Es sind Familien, die Mercedes im Fokus hat. Denn noch etwas signalisiert der GLB: Erreichbarkeit. Für einen Mercedes dieser Imposanz und Größe braucht man kein Riechsalz beim Studieren der Preisliste. Das mag auch am Ort seiner Fertigung liegen, in Mexiko.

Jedenfalls gilt dies, wenn man sich in der Konfiguration aufs wirklich Notwendige beschränkt: Frontantrieb und 150-PS-Diesel (Allrad ist als Hang-on-System mit Durchtrieb zur Hinterachse verfügbar, treibt aber auch den Preis). Die Einstiegsvariante mit 116 PS (Zweiliter-Vierzylinder sind alle Diesel) sehen wir nicht wirklich. Der 200d ist die richtige Wahl, zumal die serienmäßige Achtgang-Automatik per Doppelkupplung souverän zwischen Punch und Genügsamkeit vermittelt.

Wer mit dem Getriebewahlhebel von Mercedes nicht vertraut ist: Der sitzt als Satellit an der Lenksäule, dem besten aller Orte, für die Fingerspitzen vom Lenkrad aus blind erreichbar, ein nicht zu unterschätzender Komfortgewinn im Alltag. Setzt man sich danach in ein anderes Auto, ist Frust die Folge – wenn man statt dem Rückwärtsgang unbeabsichtigt den Scheibenwischer aktiviert.

Im Zusammenspiel von Antrieb und Fahrwerk ist der GLB hervorragend komponiert. Zu keinem Poltern, zu keiner Ruppigkeit ist die Hinterachse zu provozieren – sonst gern eine Schwachstelle im aufgebockten Format –, und die Geräuschdämmung ist exzellent.
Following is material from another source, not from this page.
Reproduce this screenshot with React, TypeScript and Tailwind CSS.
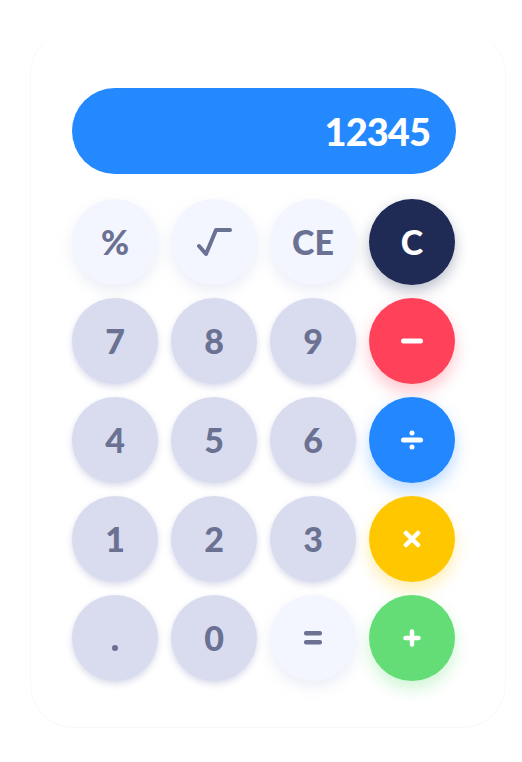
import React from "react";

type Key = {
  label: React.ReactNode;
  kind: "light" | "digit" | "dark" | "red" | "blue" | "yellow" | "green";
};

const kindClass: Record<Key["kind"], string> = {
  light: "bg-[#f3f6ff] text-[#6b7192] shadow-[0_6px_14px_rgba(180,188,220,0.25)]",
  digit: "bg-[#d8dcee] text-[#6b7192] shadow-[0_3px_6px_rgba(170,176,210,0.45)]",
  dark: "bg-[#1f2a55] text-white shadow-[0_6px_14px_rgba(31,42,85,0.3)]",
  red: "bg-[#ff4159] text-white shadow-[0_8px_16px_rgba(255,65,89,0.3)]",
  blue: "bg-[#2388ff] text-white shadow-[0_8px_16px_rgba(35,136,255,0.3)]",
  yellow: "bg-[#ffc700] text-white shadow-[0_8px_16px_rgba(255,199,0,0.3)]",
  green: "bg-[#64dd76] text-white shadow-[0_8px_16px_rgba(100,221,118,0.3)]",
};

const Sqrt = () => (
  <svg width="37" height="30" viewBox="0 0 37 30" fill="none" stroke="currentColor" strokeWidth="4" strokeLinecap="round" strokeLinejoin="round">
    <path d="M3 19 L10 27 L20 3 H34" />
  </svg>
);

const Minus = () => (
  <svg width="22" height="6" viewBox="0 0 22 6">
    <rect x="0" y="0.5" width="22" height="5" rx="2.5" fill="currentColor" />
  </svg>
);

const Divide = () => (
  <svg width="22" height="20" viewBox="0 0 22 20" fill="currentColor">
    <circle cx="11" cy="3" r="2.5" />
    <rect x="0" y="7.5" width="22" height="5" rx="2.5" />
    <circle cx="11" cy="17" r="2.5" />
  </svg>
);

const Times = () => (
  <svg width="18" height="18" viewBox="0 0 18 18" fill="none" stroke="currentColor" strokeWidth="4.5" strokeLinecap="round">
    <path d="M3 3 L15 15 M15 3 L3 15" />
  </svg>
);

const Plus = () => (
  <svg width="18" height="18" viewBox="0 0 18 18" fill="none" stroke="currentColor" strokeWidth="4.5" strokeLinecap="round">
    <path d="M9 2.5 V15.5 M2.5 9 H15.5" />
  </svg>
);

const Equals = () => (
  <svg width="18" height="14" viewBox="0 0 18 14" fill="currentColor">
    <rect x="0" y="0" width="18" height="4.5" rx="2" />
    <rect x="0" y="9" width="18" height="4.5" rx="2" />
  </svg>
);

const Dot = () => (
  <span className="mt-[20px] block h-[6px] w-[6px] rounded-full bg-current" />
);

const keys: Key[] = [
  { label: "%", kind: "light" },
  { label: <Sqrt />, kind: "light" },
  { label: "CE", kind: "light" },
  { label: "C", kind: "dark" },
  { label: "7", kind: "digit" },
  { label: "8", kind: "digit" },
  { label: "9", kind: "digit" },
  { label: <Minus />, kind: "red" },
  { label: "4", kind: "digit" },
  { label: "5", kind: "digit" },
  { label: "6", kind: "digit" },
  { label: <Divide />, kind: "blue" },
  { label: "1", kind: "digit" },
  { label: "2", kind: "digit" },
  { label: "3", kind: "digit" },
  { label: <Times />, kind: "yellow" },
  { label: <Dot />, kind: "digit" },
  { label: "0", kind: "digit" },
  { label: <Equals />, kind: "light" },
  { label: <Plus />, kind: "green" },
];

export default function App() {
  return (
    <div className="min-h-[762px] w-full bg-white font-['Lato','Noto_Sans',sans-serif]">
      <div className="pt-[30px] pl-[30px]">
        <div className="w-[476px] rounded-[44px] border border-[#f8f8fa] border-t-transparent pt-[57px] pb-[46px] pl-[41px]">
          <div className="flex h-[86px] w-[384px] items-center justify-end rounded-full bg-[#2488ff] pr-[26px] text-[38px] font-black tracking-tight text-white">
            12345
          </div>
          <div className="mt-[25px] grid w-[384px] grid-cols-[repeat(4,86px)] gap-[13px]">
            {keys.map((k, i) => (
              <button
                key={i}
                className={`flex h-[86px] w-[86px] items-center justify-center rounded-full text-[34px] font-black leading-none ${kindClass[k.kind]}`}
              >
                {k.label}
              </button>
            ))}
          </div>
        </div>
      </div>
    </div>
  );
}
Geschmeidigkeit lautet das Programm, dem entspricht der kokonartige Innenraum mit durchaus schmeichelnder Materialgüte und einigen interessanten Design-Statements, etwa den Ausströmern der Bordbelüftung: Skulptürchen mit Funktion.

Die Luftauslässe - Eine Verbindung in eine andere Galaxie?
Die Luftauslässe - Eine Verbindung in eine andere Galaxie?Die Presse/Clemens Fabry

Handfestere Vorteile hat die 40:20:40-umlegbare Lehne der zweiten Sitzreihe, die um 14 Zentimeter verschiebbar ist und damit den Laderaum moduliert, und der umklappbare Fahrersitz für Ausflüge zum Möbelhaus. Dem Eindruck von Luftigkeit an Bord ist neben der großen Kopffreiheit auch die steil stehende Windschutzscheibe zuträglich – eine erfrischende Abkehr vom geduckten Crossover-Zuschnitt.

Mercedes-Benz GLB 200d

Maße L/B/H 4634/1834/1659 mm. Radstand 2829 mm. Leergewicht 1680 kg. Ladevolumen 565-1800 Liter.

Motor R4-Zylinder-Turbodiesel, 1950 ccm. Leistung max. 110 kW (150 PS) bei 3400-4400/min. Max. 320 Nm bei 1400-3200/min. Vorderradantrieb,

Achtgang-Doppelkupplungsgetriebe.

0-100 km/h in 9,0 sec, Vmax 204 km/h.

Testverbrauch 6,8 l/100 km.

Preis ab 42.490 Euro.

Compliance-Hinweis: Die Reisen zu Produktpräsentationen wurden von den Herstellern unterstützt. Testfahrzeuge wurden kostenfrei zur Verfügung gestellt.